Another thing – there are three American foods you just can't find over here that you could in Hong Kong: Cold cereal, peanut butter and jelly or jam (all the things needed for a nice quick meal in the hotel room!). Too bad!

The last entry said that we had really lucked-out when it came to the weather. Well, apparently we didn't knock on wood hard enough – because today was really wet! However, as opposed to at home, even in the pounding rain here it's hard to get cold. In fact, it was warm when we started out, but once we were quite a ways away it started to pour and it actually felt good (the rain combined with the wind made the heat almost bearable). But, Jonathan didn't like it much, so we spent much of the largest rainstorm in a grocery store. It rained lightly to heavily for all of our second walk. We were quite wet when we got home (it's hard to hold an umbrella and push a stroller at the same time). But again, the heat made it so we weren't cold in the slightest.

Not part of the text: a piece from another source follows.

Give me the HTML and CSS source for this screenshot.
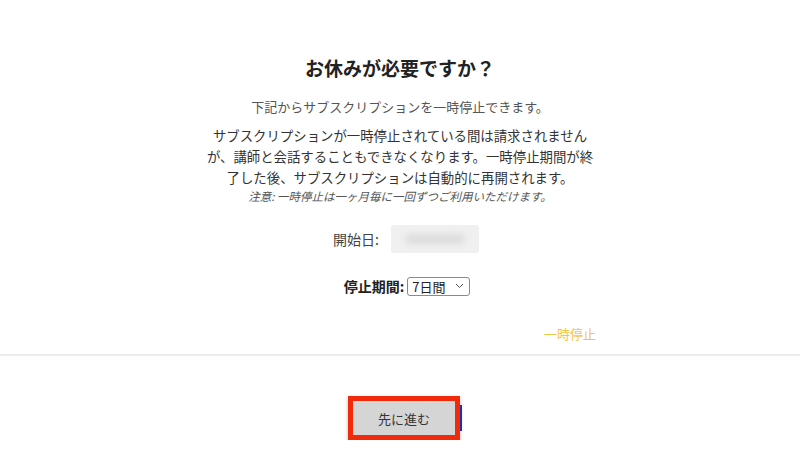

It was interesting watching the bike riders in the rain. Since such a large portion of the population rides bikes and it's the rainy season, they have adaptations. A few had a mount on the middle bar of their bicycle that had a pole that went up that they could attach their umbrella to. That worked sort-of, as long as they were going pretty slowly. The vast majority of people however, had a poncho that they wore over their head, bodies, arms and most of their legs that also was shaped so it would cover their handle bars, hands, and front basket almost to their front wheel.